START

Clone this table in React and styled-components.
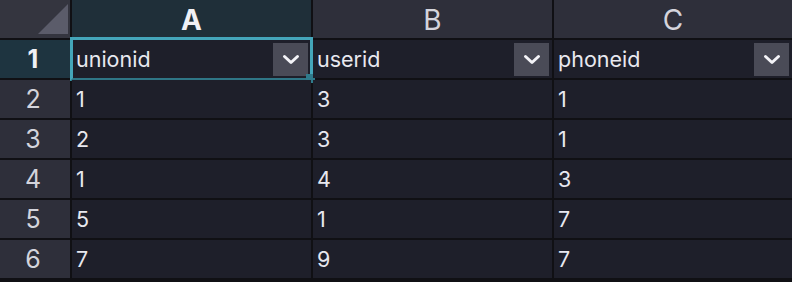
import React from "react";
import styled, { createGlobalStyle } from "styled-components";

const Global = createGlobalStyle`
  html, body { margin: 0; padding: 0; background: #101014; }
  body { font-family: Inter, Roboto, "Liberation Sans", sans-serif; }
`;

const Grid = styled.div`
  display: grid;
  grid-template-columns: 70px 239px 239px 1fr;
  grid-auto-rows: 38px;
  gap: 2px;
  width: 792px;
  height: 282px;
  background: #101014;
  overflow: hidden;
`;

const Corner = styled.div`
  position: relative;
  background: #34353f;
  &::after {
    content: "";
    position: absolute;
    right: 2px;
    bottom: 4px;
    width: 0;
    height: 0;
    border-left: 30px solid transparent;
    border-bottom: 30px solid #5b5c6a;
  }
`;

const ColHead = styled.div`
  display: flex;
  align-items: center;
  justify-content: center;
  background: ${(p) => (p.$active ? "#1f2f39" : "#2e2f3a")};
  color: ${(p) => (p.$active ? "#f0f0f5" : "#d4d4dc")};
  font-size: 28px;
  font-weight: ${(p) => (p.$active ? 700 : 400)};
  padding-top: 1px;
`;

const RowHead = styled.div`
  display: flex;
  align-items: center;
  justify-content: center;
  background: ${(p) => (p.$active ? "#1e3440" : "#2e2f3a")};
  color: ${(p) => (p.$active ? "#f0f0f5" : "#d4d4dc")};
  font-size: 25px;
  font-weight: ${(p) => (p.$active ? 700 : 400)};
  padding-right: 4px;
`;

const Cell = styled.div`
  position: relative;
  display: flex;
  align-items: center;
  justify-content: space-between;
  background: #1e1f2a;
  color: #e8e8ef;
  font-size: 21.5px;
  padding: 0 3px 0 4px;
`;

const Selection = styled.div`
  position: absolute;
  left: -2px;
  top: -3px;
  right: -2px;
  bottom: -3px;
  border: 3px solid #44a6ba;
  border-bottom-color: #2f7686;
  pointer-events: none;
  &::after {
    content: "";
    position: absolute;
    right: -5px;
    bottom: -5px;
    width: 9px;
    height: 9px;
    background: #2f7b8c;
  }
`;

const DropButton = styled.div`
  width: 35px;
  height: 33px;
  background: #4a4b57;
  display: flex;
  align-items: center;
  justify-content: center;
`;

const Chevron = () => (
  <svg width="18" height="11" viewBox="0 0 18 11">
    <path d="M2.5 2.5 L9 8.5 L15.5 2.5" fill="none" stroke="#f4f4f8" strokeWidth="3" strokeLinecap="round" strokeLinejoin="round" />
  </svg>
);

const cols = ["A", "B", "C"];
const header = ["unionid", "userid", "phoneid"];
const rows = [
  ["1", "3", "1"],
  ["2", "3", "1"],
  ["1", "4", "3"],
  ["5", "1", "7"],
  ["7", "9", "7"],
];

export default function App() {
  return (
    <>
      <Global />
      <Grid>
        <Corner />
        {cols.map((c, i) => (
          <ColHead key={c} $active={i === 0}>{c}</ColHead>
        ))}
        <RowHead $active>1</RowHead>
        {header.map((h, i) => (
          <Cell key={h}>
            <span>{h}</span>
            <DropButton><Chevron /></DropButton>
            {i === 0 && <Selection />}
          </Cell>
        ))}
        {rows.map((r, ri) => (
          <React.Fragment key={ri}>
            <RowHead>{ri + 2}</RowHead>
            {r.map((v, ci) => (
              <Cell key={ci}><span>{v}</span></Cell>
            ))}
          </React.Fragment>
        ))}
      </Grid>
    </>
  );
}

END

Reproduce the listing word for word and omit its pictures.

Answer for this exercise:
Clone this table in React and styled-components.
import React from "react";
import styled, { createGlobalStyle } from "styled-components";

const Global = createGlobalStyle`
  html, body { margin: 0; padding: 0; background: #101014; }
  body { font-family: Inter, Roboto, "Liberation Sans", sans-serif; }
`;

const Grid = styled.div`
  display: grid;
  grid-template-columns: 70px 239px 239px 1fr;
  grid-auto-rows: 38px;
  gap: 2px;
  width: 792px;
  height: 282px;
  background: #101014;
  overflow: hidden;
`;

const Corner = styled.div`
  position: relative;
  background: #34353f;
  &::after {
    content: "";
    position: absolute;
    right: 2px;
    bottom: 4px;
    width: 0;
    height: 0;
    border-left: 30px solid transparent;
    border-bottom: 30px solid #5b5c6a;
  }
`;

const ColHead = styled.div`
  display: flex;
  align-items: center;
  justify-content: center;
  background: ${(p) => (p.$active ? "#1f2f39" : "#2e2f3a")};
  color: ${(p) => (p.$active ? "#f0f0f5" : "#d4d4dc")};
  font-size: 28px;
  font-weight: ${(p) => (p.$active ? 700 : 400)};
  padding-top: 1px;
`;

const RowHead = styled.div`
  display: flex;
  align-items: center;
  justify-content: center;
  background: ${(p) => (p.$active ? "#1e3440" : "#2e2f3a")};
  color: ${(p) => (p.$active ? "#f0f0f5" : "#d4d4dc")};
  font-size: 25px;
  font-weight: ${(p) => (p.$active ? 700 : 400)};
  padding-right: 4px;
`;

const Cell = styled.div`
  position: relative;
  display: flex;
  align-items: center;
  justify-content: space-between;
  background: #1e1f2a;
  color: #e8e8ef;
  font-size: 21.5px;
  padding: 0 3px 0 4px;
`;

const Selection = styled.div`
  position: absolute;
  left: -2px;
  top: -3px;
  right: -2px;
  bottom: -3px;
  border: 3px solid #44a6ba;
  border-bottom-color: #2f7686;
  pointer-events: none;
  &::after {
    content: "";
    position: absolute;
    right: -5px;
    bottom: -5px;
    width: 9px;
    height: 9px;
    background: #2f7b8c;
  }
`;

const DropButton = styled.div`
  width: 35px;
  height: 33px;
  background: #4a4b57;
  display: flex;
  align-items: center;
  justify-content: center;
`;

const Chevron = () => (
  <svg width="18" height="11" viewBox="0 0 18 11">
    <path d="M2.5 2.5 L9 8.5 L15.5 2.5" fill="none" stroke="#f4f4f8" strokeWidth="3" strokeLinecap="round" strokeLinejoin="round" />
  </svg>
);

const cols = ["A", "B", "C"];
const header = ["unionid", "userid", "phoneid"];
const rows = [
  ["1", "3", "1"],
  ["2", "3", "1"],
  ["1", "4", "3"],
  ["5", "1", "7"],
  ["7", "9", "7"],
];

export default function App() {
  return (
    <>
      <Global />
      <Grid>
        <Corner />
        {cols.map((c, i) => (
          <ColHead key={c} $active={i === 0}>{c}</ColHead>
        ))}
        <RowHead $active>1</RowHead>
        {header.map((h, i) => (
          <Cell key={h}>
            <span>{h}</span>
            <DropButton><Chevron /></DropButton>
            {i === 0 && <Selection />}
          </Cell>
        ))}
        {rows.map((r, ri) => (
          <React.Fragment key={ri}>
            <RowHead>{ri + 2}</RowHead>
            {r.map((v, ci) => (
              <Cell key={ci}><span>{v}</span></Cell>
            ))}
          </React.Fragment>
        ))}
      </Grid>
    </>
  );
}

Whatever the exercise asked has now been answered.